Abstract

This study evaluates the postmortem processes acting during the transition from live to dead assemblages in the Ría de Vigo, Spain. The thanatocoenosis component of benthic foraminifera has been studied along the muddy central axis of the ría and compared with previously published data on living taxa. There are some general differences between live and dead assemblages; biological processes might have caused some of the dissimilarities, but transport of allochthonous foraminifera from nearby areas and the destruction of tests likely have caused the remainder. Assemblages located in the inner parts of the ría and those near shallow, coarse-grained substrates include proportions of allochthonous foraminifera introduced by high-energy bottom currents (e.g., Ammonia heccarii and Haynesina germanica in inner settings and Elphidium crispum, Rosalina anomala,and Cihicides spp. in areas close to coarse sediments). Thin-shelled calcareous tests (e.g., Hopkinsina atlantica and the upwelling-related species Bolivinellina translucens, Leptohalysis scottii, Nonionella stella, and Nonionella turgida) are destroyed soon after the death of individuals.

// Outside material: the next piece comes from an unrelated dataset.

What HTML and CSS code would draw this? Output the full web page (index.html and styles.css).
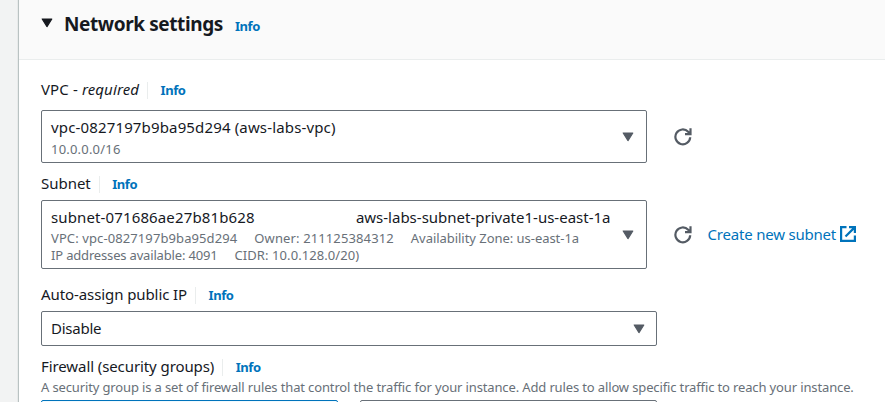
FILE: index.html
```html
<!DOCTYPE html>
<html lang="en">
<head>
<meta charset="utf-8">
<title>Network settings</title>
<link rel="stylesheet" href="styles.css">
</head>
<body>
<svg class="defs" width="0" height="0">
  <symbol id="refresh" viewBox="0 0 18 18"><path d="M16.2 9.2A7.4 7.4 0 1 1 14.2 3.8L15.8 5.6M16.5 .3V6.1H11" fill="none" stroke="currentColor" stroke-width="2.2"/></symbol>
  <symbol id="caret" viewBox="0 0 12 10"><path d="M1.2 1H10.8L6 8.6Z" fill="currentColor" stroke="currentColor" stroke-width="1.2" stroke-linejoin="round"/></symbol>
</svg>
<main class="panel">
  <header class="header">
    <svg class="caret"><use href="#caret"/></svg>
    <h2>Network settings</h2>
    <a class="info">Info</a>
  </header>
  <div class="content">
    <div class="label"><span class="t-vpc">VPC - <i>required</i></span><a class="info">Info</a></div>
    <div class="row vpc-row">
      <div class="select">
        <div class="value">
          <div class="main t-vpcid">vpc-0827197b9ba95d294 (aws-labs-vpc)</div>
          <div class="sub t-cidr">10.0.0.0/16</div>
        </div>
        <svg class="caret"><use href="#caret"/></svg>
      </div>
      <svg class="refresh"><use href="#refresh"/></svg>
    </div>
    <div class="label"><span class="t-subnet">Subnet</span><a class="info">Info</a></div>
    <div class="row subnet-row">
      <div class="select">
        <div class="value">
          <div class="main split"><span class="t-subid">subnet-071686ae27b81b628</span><span class="t-name">aws-labs-subnet-private1-us-east-1a</span></div>
          <div class="sub tags"><span class="t-v">VPC: vpc-0827197b9ba95d294</span><span class="t-o">Owner: 211125384312</span><span class="t-z">Availability Zone: us-east-1a</span></div>
          <div class="sub tags"><span class="t-ip">IP addresses available: 4091</span><span class="t-c">CIDR: 10.0.128.0/20)</span></div>
        </div>
        <svg class="caret"><use href="#caret"/></svg>
      </div>
      <svg class="refresh"><use href="#refresh"/></svg>
      <a class="create"><span>Create new subnet</span><svg width="16" height="16" viewBox="0 0 16 16"><path d="M6.5 1.1H1.1V14.9H14.9V9.5M9 1.1H14.9V7M14.9 1.1L5.5 10.5" fill="none" stroke="currentColor" stroke-width="2.2"/></svg></a>
    </div>
    <div class="label"><span class="t-auto">Auto-assign public IP</span><a class="info">Info</a></div>
    <div class="select ip-select">
      <div class="main t-dis">Disable</div>
      <svg class="caret"><use href="#caret"/></svg>
    </div>
    <div class="label"><span class="t-fire">Firewall (security groups)</span><a class="info">Info</a></div>
    <p class="desc">A security group is a set of firewall rules that control the traffic for your instance. Add rules to allow specific traffic to reach your instance.</p>
    <div class="tiles"><div class="tile selected"></div><div class="tile"></div></div>
  </div>
</main>
</body>
</html>
```
FILE: styles.css
```css
* { box-sizing: border-box; }
html, body { height: 100%; margin: 0; }
body {
  overflow: hidden;
  padding-left: 18px;
  background: #f2f3f3;
  color: #16191f;
  font: 15px/18px "Noto Sans", sans-serif;
}
.defs { position: absolute; }
.panel {
  height: 402px;
  overflow: hidden;
  border-left: 1px solid #b9c2c2;
  background: #fff;
  box-shadow: 0 0 1px 0 #b5bebe;
}
.header {
  display: flex;
  align-items: baseline;
  height: 60px;
  padding: 11px 0 0 22px;
  border-bottom: 1px solid #eaeded;
  background: #fafafa;
}
.header .caret { align-self: flex-start; margin-top: 7px; color: #16191f; }
h2 { margin: 0 12px 0 11px; font-size: 19px; line-height: 26px; letter-spacing: -0.4px; white-space: nowrap; }
.content { padding: 20px 0 0 22px; }
.info { color: #0073bb; font-size: 13px; font-weight: 700; letter-spacing: -0.45px; }
.label { display: flex; align-items: baseline; height: 18px; white-space: nowrap; }
.label .info { position: relative; margin-left: 21.5px; }
.label .info::before {
  content: "";
  position: absolute;
  left: -13.5px;
  top: 1px;
  width: 1px;
  height: 17px;
  background: #eaeded;
}
.row { display: flex; align-items: center; }
.vpc-row { margin: 12px 0 11px; }
.subnet-row { margin: 8px 0 16px; }
.select {
  display: flex;
  justify-content: space-between;
  align-items: center;
  width: 606px;
  padding: 0 12px 0 9px;
  border: 1px solid #687078;
  border-radius: 2px;
  white-space: nowrap;
}
.vpc-row .select { height: 53px; }
.subnet-row .select { height: 69px; }
.ip-select { width: 616px; height: 35px; margin: 8px 0 11px; padding-right: 11.5px; }
.caret { flex: none; width: 12px; height: 10px; color: #545b64; }
.value { width: 559.5px; }
.main { line-height: 22px; }
.ip-select .main { padding-bottom: 2px; }
.sub { color: #687078; font-size: 13px; line-height: 17px; }
.vpc-row .sub { margin-top: 3px; }
.split { display: flex; justify-content: space-between; margin-bottom: 2px; }
.tags { display: flex; gap: 17px; }
.refresh { flex: none; width: 18px; height: 18px; margin: 0 0 0 27px; color: #545b64; }
.create { display: flex; align-items: center; gap: 4px; margin: -2px 0 0 15.5px; color: #0073bb; letter-spacing: -0.2px; white-space: nowrap; }
.create svg { position: relative; top: 0.5px; }
.desc { margin: 4px 0 0; color: #687078; font-size: 13px; line-height: 17px; letter-spacing: -0.135px; white-space: nowrap; }
.tiles { display: flex; gap: 22px; margin-top: 4px; }
.tile { width: 297px; height: 40px; border: 1px solid #687078; border-radius: 2px; }
.selected { border-color: #0073bb; background: #f1faff; }
.t-vpc { letter-spacing: 0.12px; }
.t-vpcid { letter-spacing: 0.15px; }
.t-cidr { letter-spacing: 0.2px; }
.t-subnet { letter-spacing: -0.03px; }
.t-subid { letter-spacing: 0.13px; }
.t-name { letter-spacing: 0; }
.t-v { letter-spacing: 0.1px; }
.t-o { letter-spacing: 0.12px; }
.t-z { letter-spacing: -0.04px; }
.t-ip { letter-spacing: -0.17px; }
.t-c { letter-spacing: 0.08px; }
.t-auto { letter-spacing: -0.09px; }
.t-dis { letter-spacing: -0.25px; }
.t-fire { letter-spacing: -0.09px; }
```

The agglutinated tests of Eggerelloides scaher within the first centimeters of substrate might be prone to disaggregation, possibly as the result of organic membrane decomposition by bacterial activities. The hydrodynamics and microenviromental conditions in the Ría de Vigo are likely to cause displacement or destruction of tests. As a result, microfossil assemblages recovered for analysis are unlikely to reflect the in situ living assemblage at the time of deposition. Recognition of allochthonous taxa is therefore an important part of such studies.